We are on this sacred Gumbaynggirr mountain behind Scotts Head on the last day of NAIDOC week, to pay respects and to find a lyrebird. We have heard them here before. We park beside a Land Rover Discovery and swag. I ask if he had heard any lyrebirds, he looks bemused. It’s very quiet. Light stammers in the rainforest, the bed is littered with dead Bangalow fronds. We follow Way Way Creek reluctantly trickling down its rocky vein. A Wompoo fruit dove calls just once. Was he expecting a response to that eccentric call, not a melody in sight.

So much is buried in the leaf litter. I admire the resilience of the Dunghutti, Ngambaa and Gumbaynggirr who knew and loved this Country so hard. In the mid-1830s, Europeans estimated that the indigenous population on this coast was amongst the largest in Australia. So much erasure. All those who have died have taken so much with them. We climb up an old logging track past the ghosts of their labour. I feel my pulse quickening, my breathing labours. Height above sea level is not my competence.

Back in the grove, above the colourful Koala, aerial gold dips onto the tallest gum trees, the Flooded Gums are planted bone-white, steel-straight.

The large mosaic depicts a creation story told by Uncle Harry ‘tiger’ Buchanan of two sand goanna sisters who stayed home when the others went to fight. A young man had hidden from the war party and came to marry a sister. They killed him, and angry, cut off his clan by raising the sea level.

Uncle Mark told me the next part of the creation story. The Dunggirr Gagu (the Koala Brothers) saved the Gumbaynggirr by using their long intestines to form a bridge back to the mainland. [Their intestinal pouch (cecum) is 2 metres long. Humans have a small one at the side of the beginning of the large intestine.] But then the two giant koalas had a terrible fight and went rolling down the mountain. Yarriabini, meaning ‘koala rolling’.

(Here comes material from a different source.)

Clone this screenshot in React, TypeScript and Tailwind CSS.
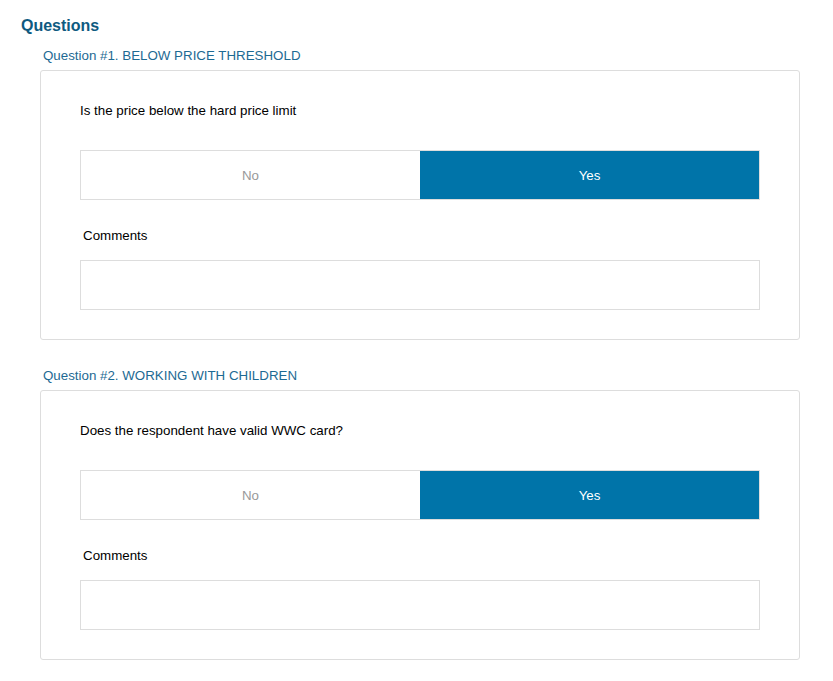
import React from "react";

type Q = { label: string; text: string };

const questions: Q[] = [
  { label: "Question #1. BELOW PRICE THRESHOLD", text: "Is the price below the hard price limit" },
  { label: "Question #2. WORKING WITH CHILDREN", text: "Does the respondent have valid WWC card?" },
];

function QuestionCard({ q, first }: { q: Q; first: boolean }) {
  return (
    <div className={first ? "" : "mt-[28px]"}>
      <div className="pl-[3px] text-[13.33px] leading-[16px] text-[#1d6a93] mb-[6px]">{q.label}</div>
      <div className="w-[760px] border border-[#dddddd] rounded-[3px] bg-white pt-[32px] pb-[29px] px-[39px]">
        <div className="text-[13.33px] leading-[16px] text-black">{q.text}</div>
        <div className="mt-[31px] flex h-[50px] border border-[#dddddd]">
          <div className="flex-1 flex items-center justify-center pt-[2px] text-[13.33px] text-[#999999]">No</div>
          <div className="flex-1 flex items-center justify-center pt-[2px] text-[13.33px] text-white bg-[#0074a9]">Yes</div>
        </div>
        <div className="mt-[28px] pl-[3px] text-[13.33px] leading-[16px] text-black">Comments</div>
        <div className="mt-[16px] h-[50px] border border-[#dddddd] bg-white"></div>
      </div>
    </div>
  );
}

export default function App() {
  return (
    <div className="min-h-[681px] bg-white pt-[16px]" style={{ fontFamily: '"Liberation Sans", Arial, sans-serif' }}>
      <div className="pl-[21px] text-[16px] leading-[20px] font-bold text-[#0e5a80]">Questions</div>
      <div className="pl-[40px] mt-[12px]">
        {questions.map((q, i) => (
          <QuestionCard key={i} q={q} first={i === 0} />
        ))}
      </div>
    </div>
  );
}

In Uncle Harry’s tale, a Tiger Cat (Baalijin, the Eastern Quoll) tries to destroy the bridge by whipping up huge seas. The Koalas drown him, but then an enemy kills one of the Koalas with a boomerang. The three peaks are three body parts, and a head rolled down creating the gully on the southern flank. So maybe it wasn’t fratricide.

I photograph some of the ornate details, dolphins (a popular totem), cockatoos, stingrays, and U forms (perhaps borrowed from the Red Centre, a symbol for people). Apologies – I have forgotten the names of the artists and can’t believe it but looking online, the numerous images do not provide the creators names either. The word ‘koala’ comes from Dharug of the Sydney region and derives from ‘gula’ meaning ‘no drink’. Koalas rarely drink (and none have been seen here for over thirty years).

This picnic area was cleared nearly a hundred years ago and a grove of Hoop Pines, a Queensland tree, planted. Still early, the pines postpone sunlight, but a Common Bronzewing pigeon stopped on the track is a gilded vision, even in this leafy gloom, a dark lattice with few windows. The word common does not apply to magnetic beauty.

Afternoon Tea

I forgot to check for ticks and leeches. What will happen to us now? What are our transgressions? An alert on my phone, I see when we get home – ‘Dad’s birthday – let them know you are thinking of them . . .’ I didn’t see it until after I mentioned you, and I had forgotten your birthday, sorry dad. Yet, I thought of you, so maybe I hadn’t. You died 1pm, 6th of August, 2015.

Around 3pm, we were having tea at the neighbours across the road, talking about our health issues (of course) and the tipping points that could see the sea lapping our properties by the end of the century, when I felt an itch. I knew immediately – I had caught a tick, or rather, a tick had caught me, in the groin. We retired to their bathroom, but Wyn’s nails couldn’t pluck it, so she popped home and got the dedicated tweezers. She is wonderful. I love her and I kiss her a lot, but not as much in public as the two surfers we met early this morning.